Pages as source code:
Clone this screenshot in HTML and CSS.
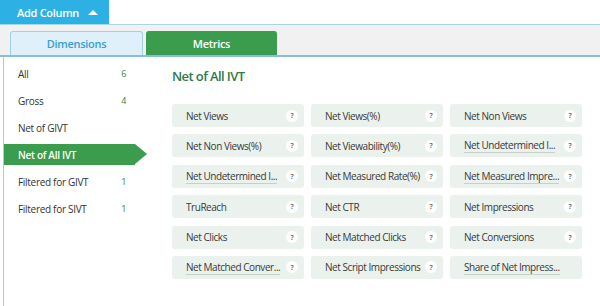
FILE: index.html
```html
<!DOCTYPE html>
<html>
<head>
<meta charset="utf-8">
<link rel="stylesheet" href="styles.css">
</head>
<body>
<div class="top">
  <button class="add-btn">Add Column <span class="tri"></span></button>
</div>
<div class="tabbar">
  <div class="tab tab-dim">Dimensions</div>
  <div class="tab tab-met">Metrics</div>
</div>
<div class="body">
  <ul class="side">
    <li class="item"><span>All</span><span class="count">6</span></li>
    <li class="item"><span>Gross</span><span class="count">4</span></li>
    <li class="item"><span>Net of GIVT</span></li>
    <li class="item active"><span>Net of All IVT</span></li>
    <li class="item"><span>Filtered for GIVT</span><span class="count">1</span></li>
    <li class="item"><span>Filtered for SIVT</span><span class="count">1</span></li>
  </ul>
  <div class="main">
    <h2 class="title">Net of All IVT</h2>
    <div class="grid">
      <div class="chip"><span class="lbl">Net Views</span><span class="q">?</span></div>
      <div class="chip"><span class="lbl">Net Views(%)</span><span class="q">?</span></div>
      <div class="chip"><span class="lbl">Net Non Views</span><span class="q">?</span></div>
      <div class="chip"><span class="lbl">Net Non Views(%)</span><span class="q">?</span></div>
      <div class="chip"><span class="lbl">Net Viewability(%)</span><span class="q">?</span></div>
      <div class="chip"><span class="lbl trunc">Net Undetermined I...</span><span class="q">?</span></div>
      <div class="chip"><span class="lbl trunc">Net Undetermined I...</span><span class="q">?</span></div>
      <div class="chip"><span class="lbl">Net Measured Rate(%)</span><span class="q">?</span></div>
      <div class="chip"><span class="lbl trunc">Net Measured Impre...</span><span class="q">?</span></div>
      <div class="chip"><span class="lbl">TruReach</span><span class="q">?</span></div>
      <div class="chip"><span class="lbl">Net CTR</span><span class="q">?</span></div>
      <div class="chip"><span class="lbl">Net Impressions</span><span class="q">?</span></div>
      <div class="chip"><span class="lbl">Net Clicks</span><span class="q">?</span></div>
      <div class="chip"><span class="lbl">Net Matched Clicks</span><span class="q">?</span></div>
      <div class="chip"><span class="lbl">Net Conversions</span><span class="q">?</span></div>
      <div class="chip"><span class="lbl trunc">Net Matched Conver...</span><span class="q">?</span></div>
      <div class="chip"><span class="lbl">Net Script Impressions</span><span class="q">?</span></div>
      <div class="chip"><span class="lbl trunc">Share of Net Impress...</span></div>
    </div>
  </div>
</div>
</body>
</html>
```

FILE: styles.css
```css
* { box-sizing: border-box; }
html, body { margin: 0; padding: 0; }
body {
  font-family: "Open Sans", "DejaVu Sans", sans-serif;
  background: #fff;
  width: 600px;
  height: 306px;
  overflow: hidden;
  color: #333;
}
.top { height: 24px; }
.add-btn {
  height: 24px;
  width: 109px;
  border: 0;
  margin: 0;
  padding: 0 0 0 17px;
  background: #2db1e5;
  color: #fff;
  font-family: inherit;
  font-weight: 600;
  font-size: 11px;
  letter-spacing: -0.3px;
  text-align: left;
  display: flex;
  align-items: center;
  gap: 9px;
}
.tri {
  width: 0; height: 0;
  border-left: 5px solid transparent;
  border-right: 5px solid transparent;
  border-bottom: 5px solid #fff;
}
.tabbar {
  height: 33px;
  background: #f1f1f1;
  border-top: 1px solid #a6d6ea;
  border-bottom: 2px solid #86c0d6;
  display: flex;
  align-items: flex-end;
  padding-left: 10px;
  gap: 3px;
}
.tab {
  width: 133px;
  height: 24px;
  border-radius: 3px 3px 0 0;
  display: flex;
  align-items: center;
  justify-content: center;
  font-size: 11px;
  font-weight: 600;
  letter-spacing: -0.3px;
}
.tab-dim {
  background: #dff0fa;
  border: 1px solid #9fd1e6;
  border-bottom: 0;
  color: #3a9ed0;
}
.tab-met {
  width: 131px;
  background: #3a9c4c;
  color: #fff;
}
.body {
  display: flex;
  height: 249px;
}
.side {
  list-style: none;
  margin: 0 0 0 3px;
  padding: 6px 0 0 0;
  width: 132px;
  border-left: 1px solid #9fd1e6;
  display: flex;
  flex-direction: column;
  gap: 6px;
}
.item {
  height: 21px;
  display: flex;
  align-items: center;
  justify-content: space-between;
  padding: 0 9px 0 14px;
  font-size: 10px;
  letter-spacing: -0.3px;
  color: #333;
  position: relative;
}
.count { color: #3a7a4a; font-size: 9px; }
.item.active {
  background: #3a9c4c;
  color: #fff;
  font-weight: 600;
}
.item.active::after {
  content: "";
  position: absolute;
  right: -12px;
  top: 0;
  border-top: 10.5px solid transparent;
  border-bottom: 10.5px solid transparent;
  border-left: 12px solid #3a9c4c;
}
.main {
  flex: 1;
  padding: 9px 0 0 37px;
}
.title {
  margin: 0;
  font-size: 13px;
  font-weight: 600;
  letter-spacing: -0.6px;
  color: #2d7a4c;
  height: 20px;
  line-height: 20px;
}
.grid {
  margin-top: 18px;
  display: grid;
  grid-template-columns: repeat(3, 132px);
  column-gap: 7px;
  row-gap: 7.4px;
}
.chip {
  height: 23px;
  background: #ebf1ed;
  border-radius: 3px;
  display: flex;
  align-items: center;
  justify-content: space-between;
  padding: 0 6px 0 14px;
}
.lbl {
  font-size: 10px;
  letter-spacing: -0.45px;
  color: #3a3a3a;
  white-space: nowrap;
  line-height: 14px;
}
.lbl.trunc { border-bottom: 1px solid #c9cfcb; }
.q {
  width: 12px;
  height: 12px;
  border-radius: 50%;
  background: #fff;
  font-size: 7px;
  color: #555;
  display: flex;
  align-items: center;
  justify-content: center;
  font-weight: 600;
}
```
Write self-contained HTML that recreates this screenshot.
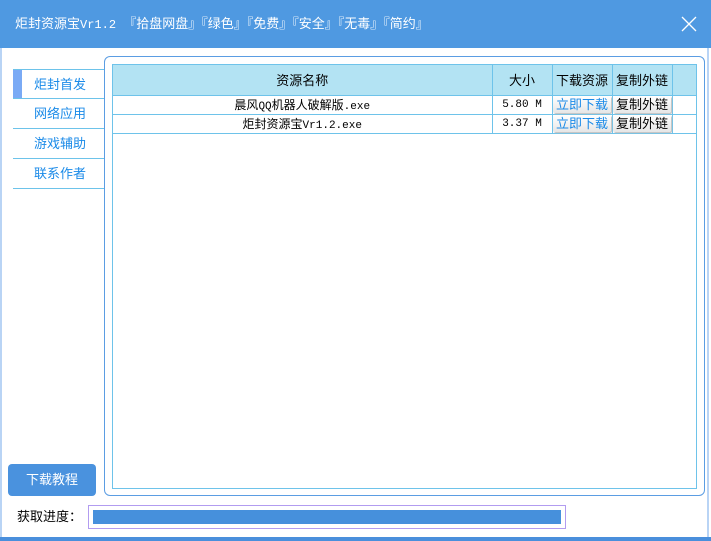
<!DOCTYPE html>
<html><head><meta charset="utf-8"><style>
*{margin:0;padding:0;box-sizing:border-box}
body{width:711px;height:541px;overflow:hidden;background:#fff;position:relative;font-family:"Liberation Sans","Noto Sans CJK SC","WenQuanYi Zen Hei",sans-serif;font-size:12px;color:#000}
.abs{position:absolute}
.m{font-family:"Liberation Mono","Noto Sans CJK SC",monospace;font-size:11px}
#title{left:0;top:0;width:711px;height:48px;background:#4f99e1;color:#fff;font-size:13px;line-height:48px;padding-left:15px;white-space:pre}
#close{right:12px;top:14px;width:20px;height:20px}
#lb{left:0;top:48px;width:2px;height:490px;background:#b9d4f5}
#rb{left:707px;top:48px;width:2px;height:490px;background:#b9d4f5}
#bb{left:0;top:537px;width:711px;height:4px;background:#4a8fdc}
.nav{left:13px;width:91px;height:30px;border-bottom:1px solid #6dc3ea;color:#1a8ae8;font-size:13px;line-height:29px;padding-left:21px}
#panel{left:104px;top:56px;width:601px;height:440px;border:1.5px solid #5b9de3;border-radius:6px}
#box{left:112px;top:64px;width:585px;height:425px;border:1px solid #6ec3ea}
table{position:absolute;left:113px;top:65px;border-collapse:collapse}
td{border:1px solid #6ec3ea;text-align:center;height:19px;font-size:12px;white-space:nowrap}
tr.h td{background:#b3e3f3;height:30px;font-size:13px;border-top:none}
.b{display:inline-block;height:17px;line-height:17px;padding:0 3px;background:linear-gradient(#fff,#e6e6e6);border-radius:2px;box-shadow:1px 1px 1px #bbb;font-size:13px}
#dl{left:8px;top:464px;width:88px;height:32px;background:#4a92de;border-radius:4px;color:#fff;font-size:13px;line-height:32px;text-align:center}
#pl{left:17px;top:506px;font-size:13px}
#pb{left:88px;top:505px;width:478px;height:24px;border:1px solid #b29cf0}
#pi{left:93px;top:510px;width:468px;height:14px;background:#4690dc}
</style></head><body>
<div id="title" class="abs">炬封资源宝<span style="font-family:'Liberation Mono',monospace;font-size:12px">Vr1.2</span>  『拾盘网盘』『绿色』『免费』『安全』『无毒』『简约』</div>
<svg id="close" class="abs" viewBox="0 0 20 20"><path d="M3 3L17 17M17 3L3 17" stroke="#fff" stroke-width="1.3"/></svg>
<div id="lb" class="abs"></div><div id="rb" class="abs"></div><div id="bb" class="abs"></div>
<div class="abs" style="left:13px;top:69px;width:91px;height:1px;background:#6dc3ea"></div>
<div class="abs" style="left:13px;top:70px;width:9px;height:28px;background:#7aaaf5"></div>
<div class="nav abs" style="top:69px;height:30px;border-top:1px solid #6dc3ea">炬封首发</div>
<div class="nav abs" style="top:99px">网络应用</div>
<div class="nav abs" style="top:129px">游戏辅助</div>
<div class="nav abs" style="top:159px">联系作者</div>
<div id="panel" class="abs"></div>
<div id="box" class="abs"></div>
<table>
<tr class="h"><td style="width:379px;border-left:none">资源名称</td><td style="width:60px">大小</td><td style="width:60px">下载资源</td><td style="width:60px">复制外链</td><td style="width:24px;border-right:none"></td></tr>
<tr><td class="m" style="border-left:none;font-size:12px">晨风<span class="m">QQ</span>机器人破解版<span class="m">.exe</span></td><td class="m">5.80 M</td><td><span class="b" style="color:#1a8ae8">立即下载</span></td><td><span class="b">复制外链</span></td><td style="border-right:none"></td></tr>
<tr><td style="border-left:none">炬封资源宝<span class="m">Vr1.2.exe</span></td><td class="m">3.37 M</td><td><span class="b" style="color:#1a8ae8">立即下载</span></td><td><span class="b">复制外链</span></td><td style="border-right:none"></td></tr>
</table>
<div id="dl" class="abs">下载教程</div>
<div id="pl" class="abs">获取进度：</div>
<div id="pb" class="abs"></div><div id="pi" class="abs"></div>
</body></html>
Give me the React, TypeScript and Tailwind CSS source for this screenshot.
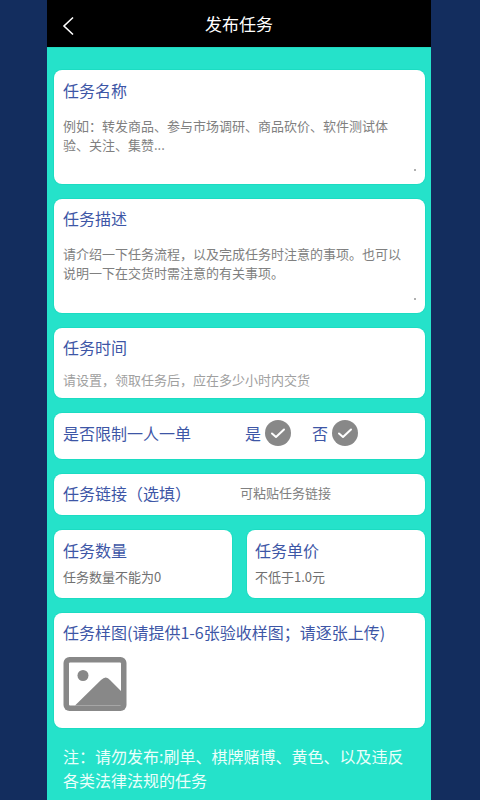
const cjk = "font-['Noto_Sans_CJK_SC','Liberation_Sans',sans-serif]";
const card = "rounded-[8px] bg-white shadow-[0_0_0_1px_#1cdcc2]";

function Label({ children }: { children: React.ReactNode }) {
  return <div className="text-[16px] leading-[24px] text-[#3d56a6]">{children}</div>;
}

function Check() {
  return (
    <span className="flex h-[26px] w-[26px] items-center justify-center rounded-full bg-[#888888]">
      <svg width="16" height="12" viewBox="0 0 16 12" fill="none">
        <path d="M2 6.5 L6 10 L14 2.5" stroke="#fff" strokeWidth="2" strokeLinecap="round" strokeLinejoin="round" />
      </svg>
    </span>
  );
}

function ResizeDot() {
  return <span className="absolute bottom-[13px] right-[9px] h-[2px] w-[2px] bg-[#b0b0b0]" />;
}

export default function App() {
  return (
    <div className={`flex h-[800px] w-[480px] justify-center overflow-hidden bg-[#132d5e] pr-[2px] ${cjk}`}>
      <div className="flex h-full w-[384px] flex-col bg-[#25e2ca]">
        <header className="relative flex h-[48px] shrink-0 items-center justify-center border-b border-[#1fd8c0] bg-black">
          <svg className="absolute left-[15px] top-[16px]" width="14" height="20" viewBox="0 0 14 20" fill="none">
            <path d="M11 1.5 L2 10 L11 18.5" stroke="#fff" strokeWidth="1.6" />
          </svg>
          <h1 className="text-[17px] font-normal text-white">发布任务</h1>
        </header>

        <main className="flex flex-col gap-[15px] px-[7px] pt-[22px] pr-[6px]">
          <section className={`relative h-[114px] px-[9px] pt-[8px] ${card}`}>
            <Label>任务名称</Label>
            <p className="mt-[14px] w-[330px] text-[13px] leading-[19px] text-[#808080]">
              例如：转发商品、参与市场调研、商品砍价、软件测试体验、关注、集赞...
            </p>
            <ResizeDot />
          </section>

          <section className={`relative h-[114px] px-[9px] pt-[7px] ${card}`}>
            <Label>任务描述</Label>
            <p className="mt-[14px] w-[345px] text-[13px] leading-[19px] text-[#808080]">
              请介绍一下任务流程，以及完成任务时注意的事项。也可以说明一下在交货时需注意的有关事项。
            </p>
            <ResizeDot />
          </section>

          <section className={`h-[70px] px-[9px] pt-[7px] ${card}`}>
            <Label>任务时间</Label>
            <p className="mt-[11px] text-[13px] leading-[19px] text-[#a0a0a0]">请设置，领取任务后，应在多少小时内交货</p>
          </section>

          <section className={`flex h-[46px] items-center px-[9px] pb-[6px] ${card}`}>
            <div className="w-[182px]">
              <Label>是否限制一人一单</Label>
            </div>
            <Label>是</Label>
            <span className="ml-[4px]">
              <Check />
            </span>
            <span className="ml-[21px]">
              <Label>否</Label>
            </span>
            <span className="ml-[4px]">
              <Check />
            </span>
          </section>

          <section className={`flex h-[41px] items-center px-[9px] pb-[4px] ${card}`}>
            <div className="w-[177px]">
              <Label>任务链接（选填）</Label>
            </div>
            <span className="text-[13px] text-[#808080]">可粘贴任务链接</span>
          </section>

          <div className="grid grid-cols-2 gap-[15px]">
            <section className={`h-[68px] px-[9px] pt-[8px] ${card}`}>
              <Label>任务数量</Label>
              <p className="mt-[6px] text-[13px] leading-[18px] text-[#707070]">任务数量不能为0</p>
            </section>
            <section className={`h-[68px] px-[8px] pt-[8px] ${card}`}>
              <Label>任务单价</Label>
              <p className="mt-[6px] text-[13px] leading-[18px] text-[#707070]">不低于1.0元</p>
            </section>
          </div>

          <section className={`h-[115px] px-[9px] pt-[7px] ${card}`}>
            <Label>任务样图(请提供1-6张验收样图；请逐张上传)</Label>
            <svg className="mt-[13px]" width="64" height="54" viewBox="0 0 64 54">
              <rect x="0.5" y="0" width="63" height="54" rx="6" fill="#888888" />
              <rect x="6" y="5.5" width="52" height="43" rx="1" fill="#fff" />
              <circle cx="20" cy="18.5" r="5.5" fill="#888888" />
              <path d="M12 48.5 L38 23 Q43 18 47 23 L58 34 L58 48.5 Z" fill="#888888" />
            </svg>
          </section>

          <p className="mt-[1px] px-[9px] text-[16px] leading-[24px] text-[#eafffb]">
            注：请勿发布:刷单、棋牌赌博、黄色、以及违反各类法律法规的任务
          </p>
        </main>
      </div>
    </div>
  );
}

(Task to carry out):
Determine how many lines of the listing above hold the word "React". Report that number without anything else.

(Exercise result):
2